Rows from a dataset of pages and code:
○ ○ ○ ○

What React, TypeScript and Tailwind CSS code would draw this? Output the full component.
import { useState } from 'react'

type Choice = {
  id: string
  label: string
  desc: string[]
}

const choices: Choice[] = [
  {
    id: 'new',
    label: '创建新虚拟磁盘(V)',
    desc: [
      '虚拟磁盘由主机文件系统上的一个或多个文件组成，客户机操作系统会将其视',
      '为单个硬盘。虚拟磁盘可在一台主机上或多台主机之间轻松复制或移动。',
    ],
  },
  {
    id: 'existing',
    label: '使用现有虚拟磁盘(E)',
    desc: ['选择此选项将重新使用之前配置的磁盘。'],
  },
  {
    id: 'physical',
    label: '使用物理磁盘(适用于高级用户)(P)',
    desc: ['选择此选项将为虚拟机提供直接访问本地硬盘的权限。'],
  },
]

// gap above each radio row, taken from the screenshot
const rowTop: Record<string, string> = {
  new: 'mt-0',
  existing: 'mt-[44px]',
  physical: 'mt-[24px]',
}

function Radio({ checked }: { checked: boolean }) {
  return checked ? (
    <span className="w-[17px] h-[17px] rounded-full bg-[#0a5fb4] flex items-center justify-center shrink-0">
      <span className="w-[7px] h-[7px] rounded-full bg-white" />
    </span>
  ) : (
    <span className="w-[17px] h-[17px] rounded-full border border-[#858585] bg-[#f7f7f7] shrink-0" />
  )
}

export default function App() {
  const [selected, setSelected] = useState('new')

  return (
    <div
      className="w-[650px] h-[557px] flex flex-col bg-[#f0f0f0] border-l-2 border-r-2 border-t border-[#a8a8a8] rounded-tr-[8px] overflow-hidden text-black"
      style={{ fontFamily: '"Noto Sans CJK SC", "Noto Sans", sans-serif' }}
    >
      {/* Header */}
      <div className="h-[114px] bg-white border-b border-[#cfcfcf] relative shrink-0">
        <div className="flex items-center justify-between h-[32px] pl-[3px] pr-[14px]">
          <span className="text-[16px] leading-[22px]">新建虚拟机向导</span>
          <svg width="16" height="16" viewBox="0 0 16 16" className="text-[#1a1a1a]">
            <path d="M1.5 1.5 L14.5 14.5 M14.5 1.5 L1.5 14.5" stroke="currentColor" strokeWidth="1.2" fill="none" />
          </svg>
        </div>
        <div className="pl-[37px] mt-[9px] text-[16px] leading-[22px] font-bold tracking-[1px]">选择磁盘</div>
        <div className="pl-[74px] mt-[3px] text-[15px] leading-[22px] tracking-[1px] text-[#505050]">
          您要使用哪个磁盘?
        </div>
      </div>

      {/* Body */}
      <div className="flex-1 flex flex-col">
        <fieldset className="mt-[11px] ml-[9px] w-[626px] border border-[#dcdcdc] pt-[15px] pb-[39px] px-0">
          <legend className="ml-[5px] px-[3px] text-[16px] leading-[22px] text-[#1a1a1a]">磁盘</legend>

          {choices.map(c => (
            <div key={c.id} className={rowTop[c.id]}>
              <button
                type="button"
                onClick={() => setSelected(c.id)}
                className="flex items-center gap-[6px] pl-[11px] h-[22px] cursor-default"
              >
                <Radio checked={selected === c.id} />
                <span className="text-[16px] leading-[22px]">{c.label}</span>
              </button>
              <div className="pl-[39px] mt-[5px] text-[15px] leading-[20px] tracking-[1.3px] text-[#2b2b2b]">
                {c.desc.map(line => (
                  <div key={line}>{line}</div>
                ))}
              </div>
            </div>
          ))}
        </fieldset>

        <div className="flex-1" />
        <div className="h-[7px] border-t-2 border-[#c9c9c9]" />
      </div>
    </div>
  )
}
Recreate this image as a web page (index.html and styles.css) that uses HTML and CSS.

○ ○ ○ ○

Can you reproduce all the material exactly?

▶ Finished answer:
What React, TypeScript and Tailwind CSS code would draw this? Output the full component.
import { useState } from 'react'

type Choice = {
  id: string
  label: string
  desc: string[]
}

const choices: Choice[] = [
  {
    id: 'new',
    label: '创建新虚拟磁盘(V)',
    desc: [
      '虚拟磁盘由主机文件系统上的一个或多个文件组成，客户机操作系统会将其视',
      '为单个硬盘。虚拟磁盘可在一台主机上或多台主机之间轻松复制或移动。',
    ],
  },
  {
    id: 'existing',
    label: '使用现有虚拟磁盘(E)',
    desc: ['选择此选项将重新使用之前配置的磁盘。'],
  },
  {
    id: 'physical',
    label: '使用物理磁盘(适用于高级用户)(P)',
    desc: ['选择此选项将为虚拟机提供直接访问本地硬盘的权限。'],
  },
]

// gap above each radio row, taken from the screenshot
const rowTop: Record<string, string> = {
  new: 'mt-0',
  existing: 'mt-[44px]',
  physical: 'mt-[24px]',
}

function Radio({ checked }: { checked: boolean }) {
  return checked ? (
    <span className="w-[17px] h-[17px] rounded-full bg-[#0a5fb4] flex items-center justify-center shrink-0">
      <span className="w-[7px] h-[7px] rounded-full bg-white" />
    </span>
  ) : (
    <span className="w-[17px] h-[17px] rounded-full border border-[#858585] bg-[#f7f7f7] shrink-0" />
  )
}

export default function App() {
  const [selected, setSelected] = useState('new')

  return (
    <div
      className="w-[650px] h-[557px] flex flex-col bg-[#f0f0f0] border-l-2 border-r-2 border-t border-[#a8a8a8] rounded-tr-[8px] overflow-hidden text-black"
      style={{ fontFamily: '"Noto Sans CJK SC", "Noto Sans", sans-serif' }}
    >
      {/* Header */}
      <div className="h-[114px] bg-white border-b border-[#cfcfcf] relative shrink-0">
        <div className="flex items-center justify-between h-[32px] pl-[3px] pr-[14px]">
          <span className="text-[16px] leading-[22px]">新建虚拟机向导</span>
          <svg width="16" height="16" viewBox="0 0 16 16" className="text-[#1a1a1a]">
            <path d="M1.5 1.5 L14.5 14.5 M14.5 1.5 L1.5 14.5" stroke="currentColor" strokeWidth="1.2" fill="none" />
          </svg>
        </div>
        <div className="pl-[37px] mt-[9px] text-[16px] leading-[22px] font-bold tracking-[1px]">选择磁盘</div>
        <div className="pl-[74px] mt-[3px] text-[15px] leading-[22px] tracking-[1px] text-[#505050]">
          您要使用哪个磁盘?
        </div>
      </div>

      {/* Body */}
      <div className="flex-1 flex flex-col">
        <fieldset className="mt-[11px] ml-[9px] w-[626px] border border-[#dcdcdc] pt-[15px] pb-[39px] px-0">
          <legend className="ml-[5px] px-[3px] text-[16px] leading-[22px] text-[#1a1a1a]">磁盘</legend>

          {choices.map(c => (
            <div key={c.id} className={rowTop[c.id]}>
              <button
                type="button"
                onClick={() => setSelected(c.id)}
                className="flex items-center gap-[6px] pl-[11px] h-[22px] cursor-default"
              >
                <Radio checked={selected === c.id} />
                <span className="text-[16px] leading-[22px]">{c.label}</span>
              </button>
              <div className="pl-[39px] mt-[5px] text-[15px] leading-[20px] tracking-[1.3px] text-[#2b2b2b]">
                {c.desc.map(line => (
                  <div key={line}>{line}</div>
                ))}
              </div>
            </div>
          ))}
        </fieldset>

        <div className="flex-1" />
        <div className="h-[7px] border-t-2 border-[#c9c9c9]" />
      </div>
    </div>
  )
}
Recreate this image as a web page (index.html and styles.css) that uses HTML and CSS.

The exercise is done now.